The Wolf Border by Sarah Hall
Rachel Caine is an independent woman whose professionally inspired penchant for private living toes the line between confidence and loneliness. Her scientific approach to the world is an emotionless one, which makes The Wolf Border a difficult book to enjoy. The book is full of choppy, short sentences that describe in deadpan every possible detail of a scene. Hall frequently jumps from Rachel’s zoological life to her personal life in a heavy-handed attempt to show their parallels. Her sexual relationships are cold and canine: “Romance fails,” she thinks, “because it is never supposed to work, past the act itself, the moment of lust.” But maybe that will change: before moving back to England, she becomes pregnant after a fling with a co-worker and decides to keep the baby. Hall makes excessive attempts at showing how animalistic humans are: her characters, even, try to make those connections. It’s exhausting, and unnecessary. “Rachel shrugs,” when her brother tries to compare himself to her wolves. “Such analogies,” she thinks, “are not helpful, though she, too, has in the past made comparisons.” Hall, strangely, seems to disagree, as The Wolf Border is full of these connections.
The re-naturalization of wolves into England is presented as a divisive, hot-button issue: throughout the novel, Rachel manages protests and wades through hate mail from local opposition. The existence of the wolf enclosure is the source of the book’s conflict, and Sarah Hall needs her readers to see both sides of this issue in order to remain interested in what happens to Rachel and her team. But, it’s not that dangerous a project: it’s about as offensive as opening any animal preservation, zoo, or research facility. Readers who come to The Wolf Border familiar with Sarah Hall’s excellent and literary previous novels (How to Paint a Dead Man, The Electric Michelangelo…) will surely have a similar open mind and consider the Annerdale plot somewhat of a non-issue. Characters in the book remark at length on how scientifically by-the-book the enclosure is, and how there’s nothing to worry about with regards to its operations. Then, why do we, as readers, need to endure so much concerned dialogue, justifications for the project’s merits, and watch Rachel clamor internally for some of kind of self-assurance to know that what she’s doing is the right thing?
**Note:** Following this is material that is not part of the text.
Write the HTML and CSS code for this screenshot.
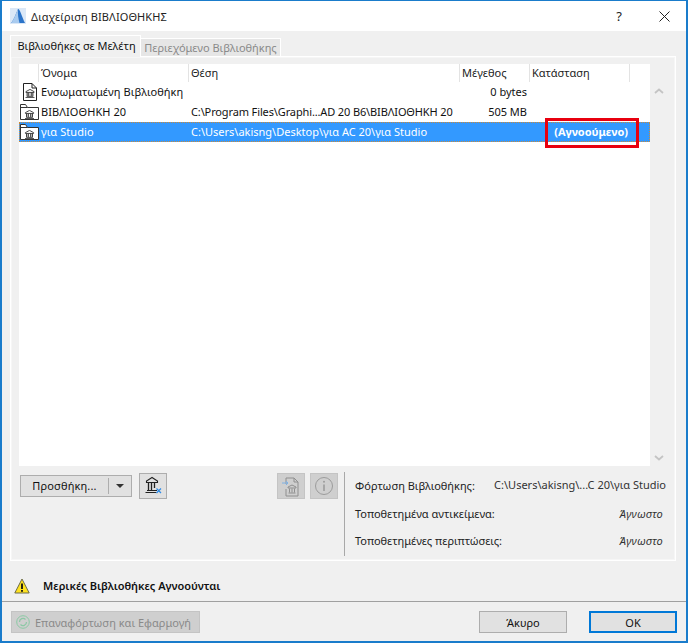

As the novel unfolds, it feels as though Sarah Hall sees her wolves as a dry well of plot and moves on to other stories. Rachel Caine’s pregnancy reshapes The Wolf Border into what eventually becomes a novel about being a single mother (who happens to work with wolves on what we’re told is a controversial project). Stretches of chapters unfold that are so far removed from the wolves of Annerdale that they could be cut and pasted into another novel and no one would be the wiser. Once her baby is born, Hall shifts gears again to an unnecessary sub-plot about Rachel’s brother. A terrible feeling sinks in after each of these shifts in the book: could Hall have become bored with her previous stretches of prose, and are these attempts at resuscitation? At nearly 450 pages, The Wolf Border suffers from a lack of focus and commitment.